Pegasus Name Generator — Names for Winged Horses and Sky Steeds
Generate pegasus names from the Greek mythological tradition and its extensive fantasy descendants — for epic fiction, high fantasy, and any story where flight is inseparable from glory.
Pegasus in Greek Mythology
Pegasus is one of Greek mythology's most compelling creatures: a white winged horse born from the blood of the Gorgon Medusa when Perseus severed her head, alongside his brother Chrysaor. The juxtaposition is remarkable — beauty and flight emerging from the most monstrous act in the myth cycle. Pegasus was tamed by the hero Bellerophon using a golden bridle given by Athena or Poseidon, and together they defeated the Chimera, the Amazons, and the Solymi. Pegasus's eventual fate is characteristic of the Greek attitude toward hybris: Bellerophon, intoxicated by his success, attempted to fly Pegasus to Mount Olympus to join the gods. Zeus sent a gadfly to sting Pegasus, who threw Bellerophon off; the hero fell back to earth, blinded and crippled, wandering alone for the rest of his life. Pegasus, alone, completed the journey to Olympus, where Zeus set him to carrying his thunderbolts. The creature whose flight was abused for ambition was rewarded; the human whose ambition used the creature was punished. For writers, this origin and ending tell you what Pegasus means in classical tradition: flight as divine gift that can only be lent, not owned; the distinction between the creature's magnificent nature and the human hubris that attempts to exploit it.
Naming Winged Horses: Flight and Divinity
The name Pegasus itself may derive from Greek pēgē (spring/well) — associated with the spring that struck the ground when Pegasus's hoof landed on Helicon, producing the Hippocrene (horse spring) sacred to the Muses. This connection between the winged horse and poetic inspiration is one of mythology's more beautiful associations. For original winged horse names, the divine-wind-sky vocabulary of classical Greek and other traditions provides rich material: aura (breeze), aiolos (swift/changeable wind), pteryx (wing), ouranos (sky/heaven), aither (the upper atmosphere, divine air). Other traditions' flying horses also provide naming inspiration: Al-Buraq (the creature who carried Muhammad on the Night Journey in Islamic tradition — a winged horse specifically charged with divine transportation); Sleipnir (Odin's eight-legged horse, not winged but supernaturally fast) from Norse mythology. For fantasy pegasi who are not simply magical horses but beings with intelligence and personality, names that encode specific qualities of their flight — the direction they prefer, the weather they like to fly in, the height they prefer to maintain — create beings who are their flight rather than merely possessing flight as an ability.
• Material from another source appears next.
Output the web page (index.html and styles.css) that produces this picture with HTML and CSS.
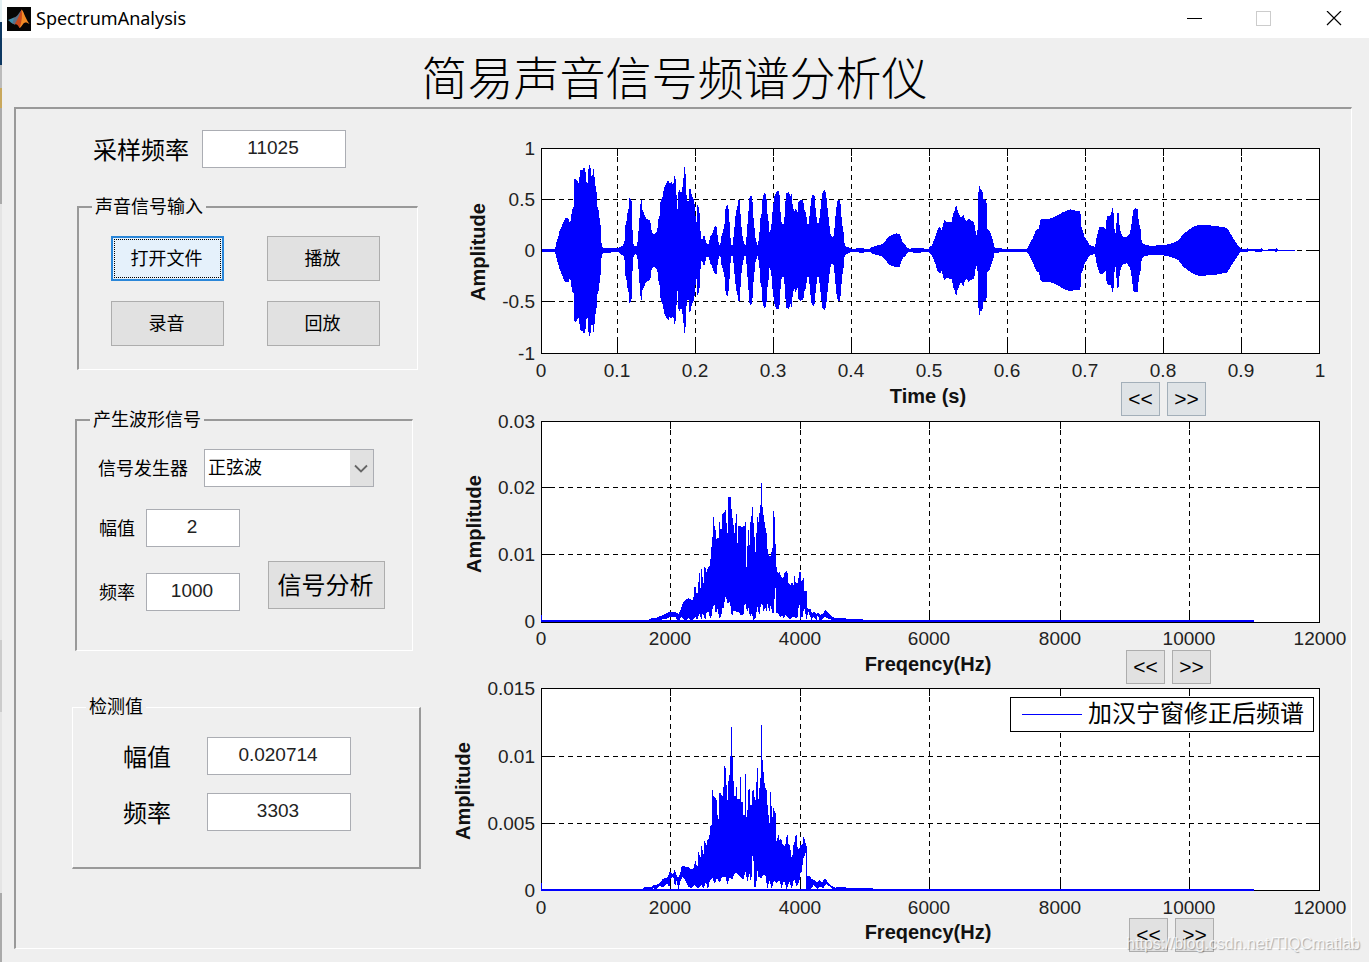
FILE: index.html
```html
<!DOCTYPE html>
<html lang="zh-CN">
<head>
<meta charset="utf-8">
<title>SpectrumAnalysis</title>
<link rel="stylesheet" href="styles.css">
</head>
<body>
<div class="window">
  <header class="titlebar">
    <svg class="app-icon" width="24" height="24" viewBox="0 0 24 24" aria-hidden="true">
      <rect width="24" height="24" fill="#050505"/>
      <path d="M1 13 7 10.5 10 12 7.5 17.5 4.5 16z" fill="#3f8fae"/>
      <path d="M7 10.5C10 10 12 6 14.5 3L12 12 8 17.5 5.500 16.500z" fill="#5d6f86"/>
      <path d="M14.500 2.500C13 6 11.500 11 7.500 17.500 9.500 16.500 11 18 12.500 21 15 19 16 15.500 18 15.500L17 7z" fill="#c8481c"/>
      <path d="M14.500 2.500C16.500 3.500 18 11 22.500 17 20 15.500 18 14.500 16 17 15 18.500 13.500 20.500 12.500 21 15 15 15.500 8 14.500 2.500z" fill="#f08a25"/>
    </svg>
    <span class="app-name">SpectrumAnalysis</span>
    <div class="window-controls">
      <button type="button" aria-label="最小化"><svg width="16" height="16" viewBox="0 0 16 16"><path d="M1 7.500H16" stroke="#000"/></svg></button>
      <button type="button" aria-label="最大化" disabled><svg width="16" height="16" viewBox="0 0 16 16"><rect x=".5" y=".5" width="14" height="14" fill="none" stroke="#ccc"/></svg></button>
      <button type="button" aria-label="关闭"><svg width="16" height="16" viewBox="0 0 16 16"><path d="M1 0 15 14M15 0 1 14" stroke="#000" stroke-width="1.200"/></svg></button>
    </div>
  </header>
  <h1 class="heading">简易声音信号频谱分析仪</h1>
  <main class="panel">
    <form class="controls">
      <div class="field sampling">
        <label class="large" for="rate">采样频率</label>
        <input class="wide" id="rate" type="text" value="11025">
      </div>
      <fieldset class="group sound">
        <legend>声音信号输入</legend>
        <div class="button-grid">
          <button class="btn focused" type="button">打开文件</button>
          <button class="btn" type="button">播放</button>
          <button class="btn" type="button">录音</button>
          <button class="btn" type="button">回放</button>
        </div>
      </fieldset>
      <fieldset class="group generator">
        <legend>产生波形信号</legend>
        <div class="field source">
          <label for="source">信号发生器</label>
          <span class="select">
            <select id="source"><option>正弦波</option></select>
            <svg class="arrow" viewBox="0 0 23 34" aria-hidden="true"><path d="M5 14.500 11 20.500 17 14.500" fill="none" stroke="#666" stroke-width="1.800"/></svg>
          </span>
        </div>
        <div class="wave">
          <div class="wave-fields">
            <div class="field"><label for="amp">幅值</label><input id="amp" type="text" value="2"></div>
            <div class="field"><label for="freq">频率</label><input id="freq" type="text" value="1000"></div>
          </div>
          <button class="btn analyse" type="button">信号分析</button>
        </div>
      </fieldset>
      <fieldset class="group result">
        <legend>检测值</legend>
        <div class="result-fields">
          <div class="field"><label class="large" for="ramp">幅值</label><input class="wide" id="ramp" type="text" value="0.020714"></div>
          <div class="field"><label class="large" for="rfreq">频率</label><input class="wide" id="rfreq" type="text" value="3303"></div>
        </div>
      </fieldset>
    </form>

    <section class="charts">
      <figure class="chart">
        <svg class="plot" viewBox="440 109 911 273" role="img" aria-label="Amplitude / Time (s)">
          <rect class="area" x="541" y="148" width="779" height="205"/>
          <path class="grid" d="M541 199.500H1320M541 250.500H1320M541 301.500H1320M617.500 148V353M695.500 148V353M773.500 148V353M851.500 148V353M929.500 148V353M1007.500 148V353M1085.500 148V353M1163.500 148V353M1241.500 148V353"/>
          <path class="tick" d="M541 199.500h12M541 250.500h12M541 301.500h12M1320 199.500h-14M1320 250.500h-14M1320 301.500h-14M617.500 148v8m0 197v-12M695.500 148v8m0 197v-12M773.500 148v8m0 197v-12M851.500 148v8m0 197v-12M929.500 148v8m0 197v-12M1007.500 148v8m0 197v-12M1085.500 148v8m0 197v-12M1163.500 148v8m0 197v-12M1241.500 148v8m0 197v-12"/>
          <g class="signal" transform="translate(530 130) scale(.33333)">
            <path id="half" d="M33 361 33 357 75 357 78 345 80 335 85 320 88 305 93 295 98 282 103 270 106 265 115 265 118 275 121 278 123 258 128 235 131 232 131 150 136 145 140 150 146 160 148 160 149 125 153 118 158 120 161 113 166 115 168 155 174 160 176 105 181 105 183 135 187 140 190 117 193 118 194 160 199 178 202 230 206 240 208 262 211 270 213 330 217 350 221 354 265 355 272 350 280 345 284 330 285 290 290 270 292 250 296 235 298 203 301 203 302 210 305 215 307 290 310 340 315 350 320 348 324 330 327 280 330 250 332 215 335 210 337 240 342 250 348 266 358 270 362 280 365 305 371 312 378 308 382 300 385 270 389 255 392 210 398 200 402 175 408 160 415 150 418 160 424 156 430 165 432 138 436 140 439 180 441 238 444 238 446 170 450 185 456 185 460 150 463 112 466 112 468 185 473 215 477 210 479 167 482 180 486 200 490 205 494 225 498 275 500 275 502 225 507 235 510 262 512 315 515 330 519 325 522 310 525 325 530 342 537 342 540 320 546 315 550 300 555 288 560 290 563 320 567 345 571 345 574 320 580 300 584 280 586 240 590 225 594 225 597 250 600 300 603 345 608 345 612 310 615 275 618 245 622 230 625 210 629 210 632 260 636 310 640 330 644 345 648 345 651 300 655 250 658 205 663 195 667 205 669 250 673 290 677 330 683 345 688 320 690 270 695 250 698 200 704 188 709 195 711 240 716 275 719 312 724 290 727 250 730 225 733 200 740 185 748 183 750 230 755 280 762 282 765 240 768 190 776 186 782 200 786 188 788 230 793 245 798 232 802 255 805 215 812 210 820 212 822 235 828 250 832 282 837 280 840 240 845 200 850 193 854 200 857 240 862 280 867 280 870 250 874 215 877 190 883 180 888 190 892 230 897 275 901 310 906 322 911 318 915 280 918 240 922 215 928 207 932 225 936 280 941 310 944 345 948 350 955 352 965 357 1000 353 1005 357 1020 356 1025 352 1040 347 1055 343 1065 335 1075 320 1085 315 1098 310 1110 312 1113 325 1120 340 1128 345 1130 352 1138 357 1150 354 1170 354 1195 357 1200 350 1205 348 1210 335 1218 315 1222 300 1230 290 1235 300 1243 270 1250 278 1265 275 1270 250 1275 240 1278 220 1282 240 1288 255 1293 265 1300 252 1305 270 1310 275 1316 266 1322 272 1332 275 1336 300 1338 315 1342 312 1344 265 1346 165 1350 170 1352 180 1357 180 1360 207 1368 210 1371 225 1372 295 1380 305 1385 320 1390 335 1393 352 1405 354 1420 356 1490 356 1495 350 1500 340 1508 325 1518 300 1527 295 1532 268 1540 267 1560 266 1580 258 1600 246 1620 238 1632 241 1646 243 1650 243 1652 255 1654 290 1660 305 1663 320 1672 333 1678 345 1685 348 1696 350 1697 335 1703 310 1708 292 1715 290 1722 293 1728 300 1730 260 1735 258 1743 255 1747 235 1750 235 1752 280 1755 310 1758 310 1761 248 1766 250 1768 280 1773 310 1780 320 1790 322 1800 310 1805 280 1810 240 1817 235 1824 237 1826 275 1832 300 1835 335 1842 343 1860 347 1900 346 1920 342 1945 332 1960 312 1980 297 1995 288 2010 284 2060 288 2080 292 2090 293 2100 308 2110 325 2120 340 2128 352 2135 357 2150 357 2152 354 2156 358 2190 357 2194 354 2198 359 2235 358 2240 355 2244 359 2295 359 2295 361z"/>
            <use href="#half" transform="translate(0 722) scale(1 -1)"/>
          </g>
          <rect class="frame" x="541.500" y="148.500" width="778" height="205"/>
          <g class="ylab"><text x="535" y="155">1</text><text x="535" y="206">0.5</text><text x="535" y="257">0</text><text x="535" y="308">-0.5</text><text x="535" y="360">-1</text></g>
          <g class="xlab"><text x="541" y="377">0</text><text x="617" y="377">0.1</text><text x="695" y="377">0.2</text><text x="773" y="377">0.3</text><text x="851" y="377">0.4</text><text x="929" y="377">0.5</text><text x="1007" y="377">0.6</text><text x="1085" y="377">0.7</text><text x="1163" y="377">0.8</text><text x="1241" y="377">0.9</text><text x="1320" y="377">1</text></g>
          <text class="axis-name" transform="translate(485 252) rotate(-90)">Amplitude</text>
        </svg>
        <figcaption class="caption first">
          <span class="axis-title">Time (s)</span>
          <span class="pager"><button class="btn" type="button">&lt;&lt;</button><button class="btn" type="button">&gt;&gt;</button></span>
        </figcaption>
      </figure>

      <figure class="chart">
        <svg class="plot" viewBox="440 410 911 240" role="img" aria-label="Amplitude / Freqency(Hz)">
          <rect class="area" x="541" y="421" width="779" height="201"/>
          <path class="grid" d="M541 487.500H1320M541 554.500H1320M670.500 421V622M800.500 421V622M929.500 421V622M1060.500 421V622M1189.500 421V622"/>
          <path class="tick" d="M541 487.500h12M541 554.500h12M1320 487.500h-14M1320 554.500h-14M670.500 421v8m0 193v-12M800.500 421v8m0 193v-12M929.500 421v8m0 193v-12M1060.500 421v8m0 193v-12M1189.500 421v8m0 193v-12"/>
          <rect class="frame" x="541.500" y="421.500" width="778" height="201"/>
          <g class="signal">
            <path d="M541 615h1v5h712v2H541z"/>
            <path transform="translate(620 470) scale(.33333)" d="M0 451 85 451 88 446 100 445 112 442 125 437 140 430 148 425 165 425 175 432 181 422 186 405 192 394 205 384 213 388 220 392 222 355 226 348 230 370 235 370 236 308 239 308 240 355 244 355 244 298 247 298 248 340 252 340 253 290 256 290 258 307 262 307 263 290 268 292 271 268 274 265 275 200 278 200 279 141 282 141 282 168 286 168 288 210 293 205 297 203 298 155 301 155 301 177 305 177 307 132 313 128 316 120 319 120 320 190 324 190 325 82 332 82 333 113 337 120 338 163 342 165 343 190 346 190 347 131 350 131 351 220 354 220 355 168 362 168 364 172 370 168 374 168 375 155 378 155 379 292 382 292 383 181 386 181 387 225 390 225 392 137 396 137 397 110 400 110 401 200 404 200 405 247 409 247 410 141 413 141 414 157 418 157 419 104 424 104 424 38 427 38 427 110 430 110 431 155 436 155 437 190 441 190 442 235 447 258 453 258 456 235 459 235 460 122 463 122 463 141 466 141 467 292 471 292 473 310 477 310 478 303 483 320 490 325 493 310 500 303 503 310 505 340 512 345 516 335 521 345 522 317 525 317 527 340 533 340 536 320 539 305 543 305 545 340 549 325 552 325 553 362 560 362 562 415 572 417 576 430 583 425 590 432 594 425 600 435 608 432 615 420 622 425 630 432 637 440 645 444 660 443 680 446 728 447 730 451 730 455 640 453 632 447 625 447 615 440 605 450 600 455 593 435 590 453 580 440 575 450 565 425 560 448 556 430 552 410 549 440 544 440 542 455 539 405 536 405 534 440 528 445 520 440 512 448 505 445 497 435 492 445 486 435 480 442 474 430 468 430 467 355 464 355 463 430 458 430 452 405 448 425 443 400 439 425 436 412 430 425 427 402 423 402 418 435 412 410 407 445 400 450 396 430 390 440 385 410 381 430 378 402 374 402 370 435 362 435 356 425 350 425 340 422 336 445 330 396 322 400 318 380 315 380 312 415 306 415 304 440 298 443 292 415 288 435 283 402 278 415 274 440 270 445 266 425 260 425 256 450 248 430 244 448 238 430 232 450 226 440 215 455 205 445 195 455 185 440 175 455 165 440 150 440 140 446 100 454 0 455z"/>
          </g>
          <g class="ylab"><text x="535" y="428">0.03</text><text x="535" y="494">0.02</text><text x="535" y="561">0.01</text><text x="535" y="628">0</text></g>
          <g class="xlab"><text x="541" y="645">0</text><text x="670" y="645">2000</text><text x="800" y="645">4000</text><text x="929" y="645">6000</text><text x="1060" y="645">8000</text><text x="1189" y="645">10000</text><text x="1320" y="645">12000</text></g>
          <text class="axis-name" transform="translate(481 524) rotate(-90)">Amplitude</text>
        </svg>
        <figcaption class="caption second">
          <span class="axis-title">Freqency(Hz)</span>
          <span class="pager"><button class="btn" type="button">&lt;&lt;</button><button class="btn" type="button">&gt;&gt;</button></span>
        </figcaption>
      </figure>

      <figure class="chart">
        <svg class="plot" viewBox="440 678 911 240" role="img" aria-label="加汉宁窗修正后频谱">
          <rect class="area" x="541" y="688" width="779" height="202"/>
          <path class="grid" d="M541 756.500H1320M541 823.500H1320M670.500 688V890M800.500 688V890M929.500 688V890M1060.500 688V890M1189.500 688V890"/>
          <path class="tick" d="M541 756.500h12M541 823.500h12M1320 756.500h-14M1320 823.500h-14M670.500 688v8m0 194v-12M800.500 688v8m0 194v-12M929.500 688v8m0 194v-12M1060.500 688v8m0 194v-12M1189.500 688v8m0 194v-12"/>
          <rect class="frame" x="541.500" y="688.500" width="778" height="202"/>
          <g class="signal">
            <path d="M541 883h1v6h712v2H541z"/>
            <path transform="translate(620 700) scale(.33333)" d="M0 568 68 566 72 562 85 560 95 562 100 556 115 553 122 545 128 537 140 533 146 525 150 510 153 520 160 522 164 510 168 520 174 535 180 522 185 500 192 497 200 502 206 500 212 508 220 505 224 492 227 482 230 497 234 497 235 456 238 456 239 472 243 472 244 438 247 438 248 463 252 463 253 424 256 424 258 444 262 420 268 413 270 380 275 376 276 270 279 270 280 288 286 293 291 303 293 358 296 358 298 280 303 280 306 288 310 288 312 194 315 203 319 203 320 300 324 300 326 225 330 225 331 168 334 168 334 80 337 80 338 243 341 243 342 288 347 288 347 261 350 261 351 297 359 297 360 230 363 230 364 305 368 305 370 345 374 345 375 221 378 221 378 350 382 350 384 270 390 266 391 315 396 315 397 275 402 266 404 300 409 300 410 203 413 203 414 297 418 297 419 234 424 234 424 76 427 76 427 180 430 180 431 248 435 248 437 270 440 270 441 315 445 315 446 370 450 370 451 275 454 275 455 350 459 350 460 324 463 324 464 340 467 340 468 422 472 422 473 405 476 405 478 422 483 413 487 430 493 440 498 430 500 405 503 405 505 430 510 437 514 472 517 472 520 437 524 425 527 405 530 405 532 440 537 450 542 432 547 437 550 410 555 418 558 437 562 437 562 527 570 528 575 537 583 540 590 547 598 540 606 548 612 537 618 537 624 548 632 555 645 563 660 560 672 560 680 564 730 565 745 563 760 566 840 567 840 572 640 571 630 560 618 552 610 565 600 560 592 568 580 555 572 570 559 568 559 460 555 460 552 475 549 475 546 515 541 520 538 545 530 560 522 535 516 568 508 545 500 568 492 540 485 565 478 540 470 550 462 540 455 566 448 540 442 567 436 525 430 525 424 535 415 530 411 500 409 560 403 560 400 467 396 467 394 555 388 520 383 545 376 515 370 540 360 530 352 520 344 520 336 540 330 530 321 557 318 530 306 530 300 548 290 535 285 553 278 535 270 540 264 570 258 545 250 567 244 555 235 566 225 555 215 565 205 560 195 540 188 530 180 545 176 572 170 540 165 560 160 530 152 535 148 560 140 550 130 562 120 558 110 568 100 565 90 570 0 572z"/>
          </g>
          <rect class="legend-box" x="1010.500" y="697.500" width="303" height="34"/>
          <path class="legend-line" d="M1022 714.500H1082"/>
          <text class="legend-text" x="1088" y="722">加汉宁窗修正后频谱</text>
          <g class="ylab"><text x="535" y="695">0.015</text><text x="535" y="763">0.01</text><text x="535" y="830">0.005</text><text x="535" y="897">0</text></g>
          <g class="xlab"><text x="541" y="914">0</text><text x="670" y="914">2000</text><text x="800" y="914">4000</text><text x="929" y="914">6000</text><text x="1060" y="914">8000</text><text x="1189" y="914">10000</text><text x="1320" y="914">12000</text></g>
          <text class="axis-name" transform="translate(470 791) rotate(-90)">Amplitude</text>
        </svg>
        <figcaption class="caption third">
          <span class="axis-title">Freqency(Hz)</span>
          <span class="pager"><button class="btn" type="button">&lt;&lt;</button><button class="btn" type="button">&gt;&gt;</button></span>
        </figcaption>
      </figure>
    </section>
  </main>
  <span class="watermark">https://blog.csdn.net/TIQCmatlab</span>
</div>
</body>
</html>
```
FILE: styles.css
```css
* { box-sizing: border-box; }

body {
  margin: 0;
  min-height: 100vh;
  padding-left: 2px;
  background: linear-gradient(#e3f0f3 22px, #0d3862 22px 65px, #bbb 65px 88px, #c9a85c 88px 108px, #aaa 108px 204px, #e4e4e4 204px 640px, #ccc 640px 712px, #e4e4e4 712px 893px, #aaa 893px);
  font-family: "Liberation Sans", "Noto Sans CJK SC", sans-serif;
  color: #000;
}

.window {
  position: relative;
  display: flex;
  flex-direction: column;
  min-height: 100vh;
  background: #efefef;
}

.titlebar {
  display: flex;
  align-items: center;
  height: 38px;
  padding-left: 5px;
  background: #fff;
}

.app-icon { display: block; }

.app-name {
  flex: 1;
  padding: 0 0 2px 5px;
  font: 18px/24px "Noto Sans", sans-serif;
}

.window-controls { display: flex; }

.window-controls button {
  display: grid;
  place-items: center;
  width: 70px;
  height: 38px;
  padding: 0;
  border: 0;
  background: none;
}

.heading {
  height: 69px;
  margin: 0;
  padding-right: 22px;
  font-size: 46px;
  font-weight: 300;
  line-height: 82px;
  text-align: center;
}

.panel {
  display: flex;
  flex: 1;
  margin: 0 17px 13px 12px;
  border: solid #999;
  border-width: 2px 1px 1px 2px;
  border-right-color: #fff;
  border-bottom-color: #fff;
}

.controls {
  display: flex;
  flex-direction: column;
  align-items: flex-start;
  flex: none;
  width: 424px;
  padding-top: 21px;
  font-size: 18px;
}

.field {
  display: flex;
  align-items: center;
}

.field label { padding-bottom: 2px; }

.large { font-size: 24px; }

input {
  width: 94px;
  height: 38px;
  padding: 0 2px 3px 0;
  border: 1px solid #abadb3;
  background: #fff;
  color: #222;
  font: 19px/24px "Liberation Sans", sans-serif;
  text-align: center;
}

.wide { width: 144px; }

.sampling {
  gap: 13px;
  margin-left: 77px;
}

.group {
  min-width: 0;
  margin: 0;
  padding: 0;
  border: solid #999;
  border-width: 2px 1px 1px 2px;
  border-right-color: #fff;
  border-bottom-color: #fff;
}

.group legend {
  margin-left: 13px;
  padding: 0 3px;
  line-height: 20px;
}

.sound {
  width: 341px;
  margin: 29px 0 0 61px;
}

.button-grid {
  display: grid;
  grid-template-columns: 113px 113px;
  grid-auto-rows: 45px;
  gap: 20px 43px;
  padding: 19px 32px 23px;
}

.btn {
  padding: 0 2px 3px 0;
  border: 1px solid #adadad;
  background: #e1e1e1;
  color: #000;
  font-family: inherit;
  font-size: 18px;
}

.focused {
  border: 2px solid #2a86d8;
  background: #e5f1fb;
  outline: 1px dotted #000;
  outline-offset: -4px;
}

.generator {
  width: 338px;
  margin: 40px 0 0 59px;
}

.source {
  gap: 16px;
  padding: 19px 0 0 21px;
}

.select {
  position: relative;
  display: block;
  width: 170px;
  height: 38px;
}

.select select {
  width: 100%;
  height: 100%;
  padding: 0 26px 0 3px;
  border: 1px solid #abadb3;
  border-radius: 0;
  background: #fff;
  color: #000;
  font: inherit;
  appearance: none;
}

.arrow {
  position: absolute;
  top: 1px;
  right: 1px;
  width: 23px;
  height: 36px;
  background: #e1e1e1;
  pointer-events: none;
}

.wave {
  display: flex;
  align-items: flex-end;
  gap: 28px;
  padding: 22px 0 39px 22px;
}

.wave-fields {
  display: grid;
  gap: 26px;
}

.wave-fields .field { gap: 11px; }

.analyse {
  width: 117px;
  height: 48px;
  margin-bottom: 2px;
  font-size: 24px;
}

.result {
  width: 349px;
  margin: 46px 0 0 56px;
  border-width: 1px 2px 2px 1px;
  border-color: #fff #999 #999 #fff;
}

.result-fields {
  display: grid;
  gap: 18px;
  padding: 20px 0 36px 50px;
}

.result-fields .field { gap: 36px; }

.charts {
  flex: 1;
  min-width: 0;
}

.chart { margin: 0; }

.plot {
  display: block;
  width: 100%;
  height: auto;
  overflow: visible;
}

.area { fill: #fff; }

.frame, .grid, .tick {
  fill: none;
  stroke: #000;
  shape-rendering: crispEdges;
}

.grid { stroke-dasharray: 5 4; }

.signal {
  fill: #00f;
  shape-rendering: crispEdges;
}

.xlab, .ylab {
  fill: #222;
  font-size: 19px;
}

.xlab { text-anchor: middle; }

.ylab { text-anchor: end; }

.axis-name {
  fill: #111;
  font-size: 20px;
  font-weight: bold;
  text-anchor: middle;
}

.legend-box {
  fill: #fff;
  stroke: #000;
  shape-rendering: crispEdges;
}

.legend-line {
  fill: none;
  stroke: #00f;
  shape-rendering: crispEdges;
}

.legend-text { font-size: 24px; }

.caption {
  position: relative;
  z-index: 1;
  display: grid;
  grid-template-columns: 1fr auto 1fr;
  height: 28px;
  padding: 0 36px 0 101px;
}

.axis-title {
  grid-column: 2;
  color: #111;
  font-size: 20px;
  font-weight: bold;
  line-height: 28px;
}

.pager {
  display: flex;
  justify-content: flex-end;
  gap: 7px;
}

.pager .btn {
  width: 39px;
  height: 34px;
  padding: 0;
  font-size: 21px;
}

.first .pager { padding-right: 109px; }

.second .pager { padding-right: 104px; }

.third .pager { padding-right: 101px; }

.first .btn {
  border-color: #a3afb9;
  background: #dfe3e6;
}

.watermark {
  position: absolute;
  right: 9px;
  bottom: 8px;
  z-index: 2;
  color: rgba(255, 255, 255, .8);
  font-size: 16px;
  line-height: 20px;
  text-shadow: 1px 1px 1px rgba(0, 0, 0, .3);
}
```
Pegasi in Fantasy Fiction and Gaming
Pegasus appears across fantasy media as both individual named creatures and as a species of winged horses available as companions, mounts, or independent beings. In D&D, pegasi are generally good-aligned magical creatures that can serve as mounts for worthy riders — the alignment requirement gesturing toward the classical tradition where this gift cannot be exploited without consequence. My Little Pony's Pegasus ponies, Rainbow Dash chief among them, represent the light-end treatment: pegasi as a social category within a society, with flight as a normal characteristic rather than a mark of the extraordinary. This domestication of the pegasus is a long way from Bellerophon's tragic fall, but it reflects how thoroughly the winged horse has become associated with wish-fulfillment and freedom rather than hubris and consequnece. The most interesting fictional treatments return to the original tension: the pegasus as a being whose nature includes something that humans consistently fail to respect, whose relationship to the human who rides it is always complicated by the power differential (the creature has the power of life and death by simple omission — it can decline to fly), and whose loyalty is won rather than assumed.
Using the Generator for Your Pegasus Character
When generating pegasus names, the flight vocabulary of whatever tradition you're drawing from is your primary resource. A classical Greek-tradition pegasus with a Greek wind or sky name sits within the mythological context elegantly. A pegasus from a Norse-influenced world might have a name from Norse wind vocabulary. A pegasus from a wholly original tradition needs names built from that world's conceptual association with the sky. Consider what makes this specific pegasus legendary or individual. A species designation ("a pegasus") requires only a functional name; a famous individual winged horse (with a history, a specific rider, a notable achievement or failure) needs a name with the weight to carry that history. For tabletop RPG campaigns where a pegasus is a significant mount or companion, the relationship between the rider and the pegasus is more interesting when the pegasus has agency and personality. A pegasus who chooses to allow riding — rather than one who is simply available as equipment — creates a bond worth naming carefully. The name the rider uses for their pegasus, and whether the pegasus has its own name, are both characterization tools.